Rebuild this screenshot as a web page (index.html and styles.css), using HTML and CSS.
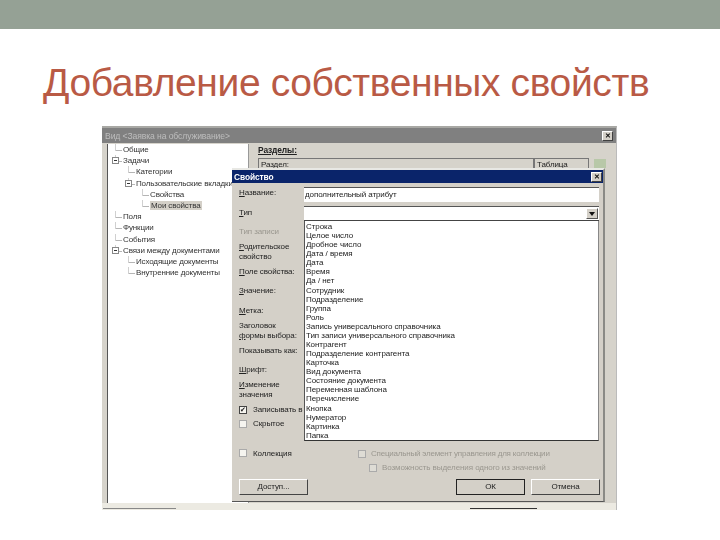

...

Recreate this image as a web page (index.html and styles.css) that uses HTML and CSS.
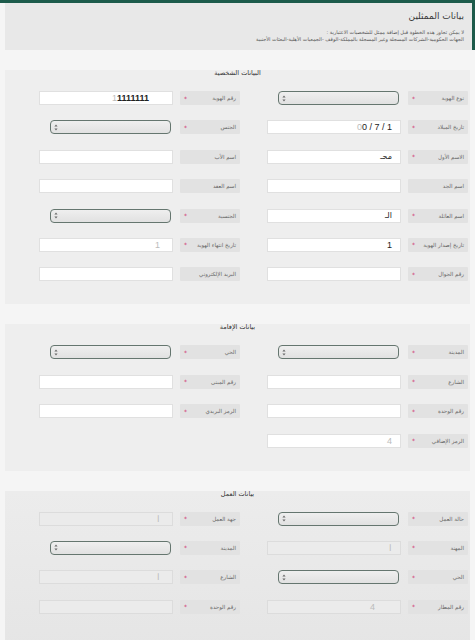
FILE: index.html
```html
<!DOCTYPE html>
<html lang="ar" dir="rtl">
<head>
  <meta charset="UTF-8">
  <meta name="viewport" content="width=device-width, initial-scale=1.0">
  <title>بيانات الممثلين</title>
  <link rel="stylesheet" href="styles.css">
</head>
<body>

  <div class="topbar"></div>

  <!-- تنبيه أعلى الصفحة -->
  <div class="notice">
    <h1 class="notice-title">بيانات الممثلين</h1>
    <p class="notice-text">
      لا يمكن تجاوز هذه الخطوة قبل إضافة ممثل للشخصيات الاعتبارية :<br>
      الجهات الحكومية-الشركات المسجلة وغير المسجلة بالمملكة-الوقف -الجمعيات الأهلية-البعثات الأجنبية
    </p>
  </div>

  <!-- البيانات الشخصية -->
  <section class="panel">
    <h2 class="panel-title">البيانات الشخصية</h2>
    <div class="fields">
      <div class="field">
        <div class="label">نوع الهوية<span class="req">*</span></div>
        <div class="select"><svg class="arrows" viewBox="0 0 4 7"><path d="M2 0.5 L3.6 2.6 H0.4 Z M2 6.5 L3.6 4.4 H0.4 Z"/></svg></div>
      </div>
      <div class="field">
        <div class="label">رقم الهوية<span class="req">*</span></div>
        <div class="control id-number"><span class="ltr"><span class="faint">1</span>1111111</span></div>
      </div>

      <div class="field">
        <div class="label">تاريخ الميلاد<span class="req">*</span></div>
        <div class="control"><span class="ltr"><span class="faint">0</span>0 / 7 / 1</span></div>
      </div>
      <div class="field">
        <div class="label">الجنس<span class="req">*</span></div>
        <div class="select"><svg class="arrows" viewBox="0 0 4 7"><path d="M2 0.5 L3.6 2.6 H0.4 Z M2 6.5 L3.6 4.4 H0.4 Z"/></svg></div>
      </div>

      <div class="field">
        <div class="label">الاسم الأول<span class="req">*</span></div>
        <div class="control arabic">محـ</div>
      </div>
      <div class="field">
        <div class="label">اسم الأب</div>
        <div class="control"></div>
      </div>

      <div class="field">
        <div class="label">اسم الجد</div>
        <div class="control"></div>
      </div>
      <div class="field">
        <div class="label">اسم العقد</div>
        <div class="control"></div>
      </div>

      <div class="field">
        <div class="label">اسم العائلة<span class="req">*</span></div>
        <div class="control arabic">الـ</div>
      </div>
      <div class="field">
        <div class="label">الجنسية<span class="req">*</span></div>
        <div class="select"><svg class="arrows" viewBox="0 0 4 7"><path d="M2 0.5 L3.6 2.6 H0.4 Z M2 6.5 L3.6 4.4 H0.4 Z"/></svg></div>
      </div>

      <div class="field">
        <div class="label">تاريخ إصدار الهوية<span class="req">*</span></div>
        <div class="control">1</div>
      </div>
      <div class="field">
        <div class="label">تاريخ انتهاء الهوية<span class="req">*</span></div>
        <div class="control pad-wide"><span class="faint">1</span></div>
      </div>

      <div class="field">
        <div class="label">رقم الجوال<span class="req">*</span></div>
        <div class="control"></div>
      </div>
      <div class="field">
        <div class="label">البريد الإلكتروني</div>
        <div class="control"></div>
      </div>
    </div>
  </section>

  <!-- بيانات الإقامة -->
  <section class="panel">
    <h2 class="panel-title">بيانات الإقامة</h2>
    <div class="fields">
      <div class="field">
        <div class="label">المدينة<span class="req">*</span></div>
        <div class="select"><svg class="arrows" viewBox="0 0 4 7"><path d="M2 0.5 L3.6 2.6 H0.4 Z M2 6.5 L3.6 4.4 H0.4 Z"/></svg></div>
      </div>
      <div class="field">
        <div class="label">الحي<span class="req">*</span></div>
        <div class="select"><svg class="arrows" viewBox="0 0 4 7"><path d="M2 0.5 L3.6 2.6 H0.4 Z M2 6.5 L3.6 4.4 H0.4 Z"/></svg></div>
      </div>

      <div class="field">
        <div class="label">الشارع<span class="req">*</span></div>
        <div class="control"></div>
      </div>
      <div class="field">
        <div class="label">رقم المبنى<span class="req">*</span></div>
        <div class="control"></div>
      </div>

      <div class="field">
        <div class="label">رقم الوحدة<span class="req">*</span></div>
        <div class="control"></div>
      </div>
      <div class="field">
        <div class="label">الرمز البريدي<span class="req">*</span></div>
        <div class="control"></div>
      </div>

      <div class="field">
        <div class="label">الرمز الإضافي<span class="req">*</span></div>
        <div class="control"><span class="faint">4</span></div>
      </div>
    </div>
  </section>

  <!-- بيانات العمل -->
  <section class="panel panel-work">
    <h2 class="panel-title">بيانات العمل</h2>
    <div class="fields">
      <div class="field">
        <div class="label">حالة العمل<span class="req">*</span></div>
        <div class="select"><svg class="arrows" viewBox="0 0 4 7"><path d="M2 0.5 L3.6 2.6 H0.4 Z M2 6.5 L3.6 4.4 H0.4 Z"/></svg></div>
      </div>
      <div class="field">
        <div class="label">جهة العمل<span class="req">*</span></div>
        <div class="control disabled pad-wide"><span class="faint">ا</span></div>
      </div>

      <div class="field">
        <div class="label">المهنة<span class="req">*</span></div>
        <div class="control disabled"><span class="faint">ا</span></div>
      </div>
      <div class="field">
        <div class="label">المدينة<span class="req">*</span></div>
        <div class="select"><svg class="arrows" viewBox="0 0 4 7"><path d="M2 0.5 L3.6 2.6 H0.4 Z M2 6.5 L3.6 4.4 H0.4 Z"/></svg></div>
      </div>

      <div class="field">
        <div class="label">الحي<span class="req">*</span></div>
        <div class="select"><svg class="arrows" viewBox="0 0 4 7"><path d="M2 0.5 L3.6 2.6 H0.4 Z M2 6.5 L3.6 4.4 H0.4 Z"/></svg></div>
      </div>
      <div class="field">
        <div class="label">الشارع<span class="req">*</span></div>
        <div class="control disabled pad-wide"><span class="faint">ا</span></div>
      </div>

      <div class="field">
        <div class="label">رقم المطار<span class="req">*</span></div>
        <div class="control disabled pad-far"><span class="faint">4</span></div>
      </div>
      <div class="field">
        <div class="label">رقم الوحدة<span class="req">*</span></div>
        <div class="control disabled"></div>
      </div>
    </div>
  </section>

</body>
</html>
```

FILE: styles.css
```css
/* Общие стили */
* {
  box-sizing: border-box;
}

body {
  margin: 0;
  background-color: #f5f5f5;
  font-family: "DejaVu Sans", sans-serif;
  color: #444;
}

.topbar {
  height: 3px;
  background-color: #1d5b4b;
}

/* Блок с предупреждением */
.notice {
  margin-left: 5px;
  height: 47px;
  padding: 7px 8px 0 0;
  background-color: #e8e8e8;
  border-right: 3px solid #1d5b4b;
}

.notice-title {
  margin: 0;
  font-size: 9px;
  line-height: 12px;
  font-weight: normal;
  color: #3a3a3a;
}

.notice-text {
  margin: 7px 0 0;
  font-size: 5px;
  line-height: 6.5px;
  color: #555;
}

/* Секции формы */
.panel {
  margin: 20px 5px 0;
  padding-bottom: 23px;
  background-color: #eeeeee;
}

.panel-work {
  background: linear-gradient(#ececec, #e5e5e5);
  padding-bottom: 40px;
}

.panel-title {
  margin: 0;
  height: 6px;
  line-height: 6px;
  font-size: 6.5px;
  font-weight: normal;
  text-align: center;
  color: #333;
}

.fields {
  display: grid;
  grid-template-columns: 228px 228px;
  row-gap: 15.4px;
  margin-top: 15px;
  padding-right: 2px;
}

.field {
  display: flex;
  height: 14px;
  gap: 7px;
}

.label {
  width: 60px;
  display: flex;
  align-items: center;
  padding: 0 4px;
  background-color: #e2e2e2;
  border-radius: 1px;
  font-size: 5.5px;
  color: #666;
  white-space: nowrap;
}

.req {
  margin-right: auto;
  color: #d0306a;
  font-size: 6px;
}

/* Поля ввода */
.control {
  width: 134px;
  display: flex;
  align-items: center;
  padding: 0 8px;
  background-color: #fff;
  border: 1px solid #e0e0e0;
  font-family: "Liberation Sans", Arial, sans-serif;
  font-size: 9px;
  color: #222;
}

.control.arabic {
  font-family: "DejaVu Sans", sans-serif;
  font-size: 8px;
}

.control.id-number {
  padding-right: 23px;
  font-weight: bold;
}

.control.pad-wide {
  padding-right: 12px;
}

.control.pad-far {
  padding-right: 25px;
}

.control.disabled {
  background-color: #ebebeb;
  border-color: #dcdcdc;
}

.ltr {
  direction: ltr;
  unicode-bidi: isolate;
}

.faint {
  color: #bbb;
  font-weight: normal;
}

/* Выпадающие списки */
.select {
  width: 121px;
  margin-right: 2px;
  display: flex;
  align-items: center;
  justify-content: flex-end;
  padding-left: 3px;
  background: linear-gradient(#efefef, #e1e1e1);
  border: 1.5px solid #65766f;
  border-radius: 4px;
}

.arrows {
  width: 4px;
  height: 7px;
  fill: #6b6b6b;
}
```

__What is expected__: Copy each line above that contains the string "index".

__Worked answer__:
Rebuild this screenshot as a web page (index.html and styles.css), using HTML and CSS.
Recreate this image as a web page (index.html and styles.css) that uses HTML and CSS.
FILE: index.html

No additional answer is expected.